REPUBLIKA.CO.ID, WASHINGTON -- Amerika Serikat (AS) mengumumkan pengusiran 10 diplomat Rusia pada Kamis (15/4). Washington pun menjatuhkan sanksi kepada 32 individu dan enam perusahaan Moskow.
"Sepuluh diplomat yang diusir termasuk perwakilan dari dinas intelijen Rusia," kata Gedung Putih dalam sebuah pernyataan. Sementara 32 individu dan entitas serta enam perusahaan dituduh mencampuri penyelenggaraan pemilihan presiden AS tahun lalu.
Dalam keterangannya, Gedung Putih juga mengatakan, Presiden Joe Biden menggunakan saluran diplomatik, militer, dan intelijen guna merespons laporan yang menyebut Rusia mendorong kelompok Taliban untuk menyerang pasukan AS di Afghanistan berdasarkan "penilaian terbaik" dari komunitas intelijen.
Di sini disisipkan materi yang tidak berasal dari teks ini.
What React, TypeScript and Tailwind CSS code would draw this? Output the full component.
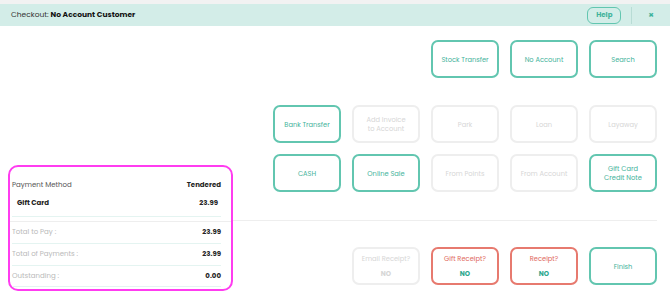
import React from "react";

type Tone = "teal" | "off" | "red";

interface TileProps {
  label: string;
  tone?: Tone;
  sub?: string;
}

const toneClass: Record<Tone, string> = {
  teal: "border-[#62c6b0] text-[#3fb39b]",
  off: "border-[#eeeeee] text-[#d6d6d6]",
  red: "border-[#e77a6f] text-[#e0695d]",
};

const Tile: React.FC<TileProps> = ({ label, tone = "teal", sub }) => {
  return (
    <div
      className={`h-[38px] rounded-[7px] border-2 flex flex-col items-center justify-center text-center text-[6.7px] leading-[9px] ${toneClass[tone]}`}
    >
      {label.split("\n").map((line) => (
        <span key={line}>{line}</span>
      ))}
      {sub && (
        <span
          className={`mt-[6px] font-bold ${tone === "off" ? "text-[#d6d6d6]" : "text-[#2ea78e]"}`}
        >
          {sub}
        </span>
      )}
    </div>
  );
};

const SummaryRow: React.FC<{ label: string; value: string; muted?: boolean; strong?: boolean }> = ({
  label,
  value,
  muted,
  strong,
}) => (
  <div className="h-[12px] flex items-center justify-between text-[7px]">
    <span
      className={muted ? "text-[#b9b9b9]" : strong ? "font-bold text-[#222]" : "text-[#555]"}
    >
      {label}
    </span>
    <span className="font-bold text-[#222]">{value}</span>
  </div>
);

export default function App() {
  return (
    <div
      className="w-[670px] h-[296px] bg-white overflow-hidden flex flex-col"
      style={{ fontFamily: "Poppins, 'Open Sans', sans-serif" }}
    >
      <div className="h-[4px] bg-[#f2f2f2]" />
      <div className="h-[22px] bg-[#d3ede8] flex items-center justify-between pl-[11px] pr-[16px]">
        <div className="text-[7.5px] text-[#333]">
          Checkout: <span className="font-bold text-[#111]">No Account Customer</span>
        </div>
        <div className="flex items-center">
          <button className="w-[34px] h-[17px] rounded-[6px] border border-[#62c6b0] text-[7px] font-bold text-[#3fb39b]">
            Help
          </button>
          <div className="w-px h-[17px] bg-[#b8dcd5] ml-[10px] mr-[16px]" />
          <span className="text-[9px] font-bold text-[#3fb39b] leading-none">×</span>
        </div>
      </div>

      <div className="flex flex-1">
        {/* left: payment summary */}
        <div className="w-[233px] pl-[8px] pt-[139px]">
          <div className="h-[126px] rounded-[10px] border-2 border-[#ff3cf0] pt-[12px]">
            <div className="pl-[2px] pr-[10px]">
              <SummaryRow label="Payment Method" value="Tendered" />
              <div className="mt-[6px] pl-[5px] pr-[3px]">
                <SummaryRow label="Gift Card" value="23.99" strong />
              </div>
            </div>
            <div className="ml-[2px] mr-[10px] mt-[7px] h-px bg-[#e4f4f1]" />
            <div className="mt-[4px] h-px bg-[#eeeeee]" />
            <div className="pl-[2px] pr-[10px]">
              <div className="mt-[4px]">
                <SummaryRow label="Total to Pay :" value="23.99" muted />
              </div>
              <div className="mt-[5px] h-px bg-[#e4f4f1]" />
              <div className="mt-[4px]">
                <SummaryRow label="Total of Payments :" value="23.99" muted />
              </div>
              <div className="mt-[5px] h-px bg-[#e4f4f1]" />
              <div className="mt-[4px]">
                <SummaryRow label="Outstanding :" value="0.00" muted />
              </div>
              <div className="mt-[4px] h-px bg-[#e4f4f1]" />
            </div>
          </div>
        </div>

        {/* right: tender buttons */}
        <div className="flex-1 flex flex-col pr-[13px]">
          <div className="h-[195px] border-b border-[#eeeeee] pt-[14px]">
            <div className="ml-auto w-[384px] grid grid-cols-5 gap-x-[11px]">
              <div className="col-start-3">
                <Tile label="Stock Transfer" />
              </div>
              <Tile label="No Account" />
              <Tile label="Search" />
            </div>
            <div className="ml-auto mt-[27px] w-[384px] grid grid-cols-5 gap-x-[11px] gap-y-[11px]">
              <Tile label="Bank Transfer" />
              <Tile label={"Add Invoice\nto Account"} tone="off" />
              <Tile label="Park" tone="off" />
              <Tile label="Loan" tone="off" />
              <Tile label="Layaway" tone="off" />
              <Tile label="CASH" />
              <Tile label="Online Sale" />
              <Tile label="From Points" tone="off" />
              <Tile label="From Account" tone="off" />
              <Tile label={"Gift Card\nCredit Note"} />
            </div>
          </div>
          <div className="pt-[26px]">
            <div className="ml-auto w-[384px] grid grid-cols-5 gap-x-[11px]">
              <div className="col-start-2">
                <Tile label="Email Receipt?" tone="off" sub="NO" />
              </div>
              <Tile label="Gift Receipt?" tone="red" sub="NO" />
              <Tile label="Receipt?" tone="red" sub="NO" />
              <Tile label="Finish" />
            </div>
          </div>
        </div>
      </div>
    </div>
  );
}
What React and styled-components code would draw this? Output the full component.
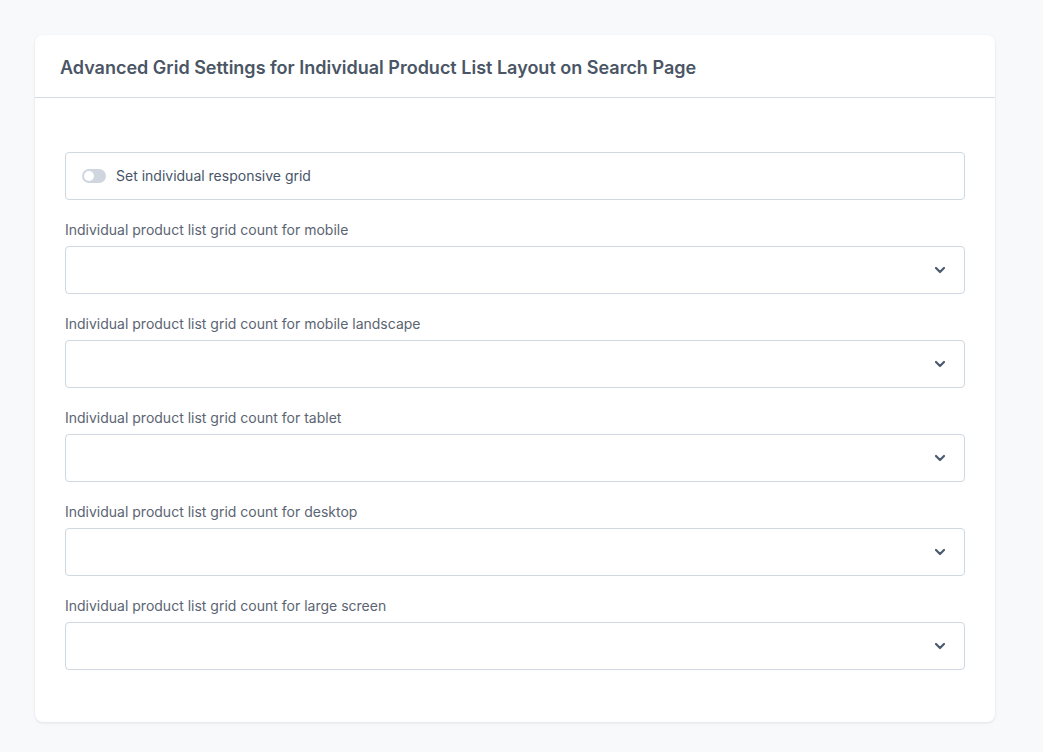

Belum jelas apakah ada tindakan atau langkah lain yang bakal dikenakan terhadap Rusia. Langkah terbaru yang diambil Washington akan kian merenggangkan hubungannya dengan Moskow.
Baru-baru ini Biden melakukan percakapan via telepon dengan Presiden Rusia Vladimir Putin. Pada kesempatan itu, Biden disebut mengutarakan niatnya menormalisasi hubungan dengan Rusia. "Joe Biden menyuarakan minat dalam menormalisasi keadaan di jalur bilateral dan membangun kerja sama yang stabil serta dapat diprediksi pada masalah akut seperti memastikan stabilitas strategis dan pengendalian senjata, program nuklir Iran, situasi di Afghanistan dan perubahan iklim global," kata Kremlin.
Namun pada Rabu (14/4) lalu, juru bicara Kremlin Dmitry Peskov mengatakan masih terlalu dini membicarakan kemungkinan pertemuan bilateral Putin dengan Biden.
"Masih terlalu dini untuk membicarakan rincian pertemuan ini (Putin dan Biden). Ini adalah proposal baru dan akan dipelajari serta dianalisis," kata Peskov saat ditanya perihal kemungkinan pemilihan waktu dan tempat pertemuan kedua pemimpin, dilaporkan laman kantor berita Rusia TASS.
Namun Peskov tak menampik tentang kemungkinan penyelenggaraan pertemuan. "Para pemimpin sepakat bahwa masalah pertemuan semacam itu selanjutnya akan dibahas melalui saluran diplomatik," ujar dia.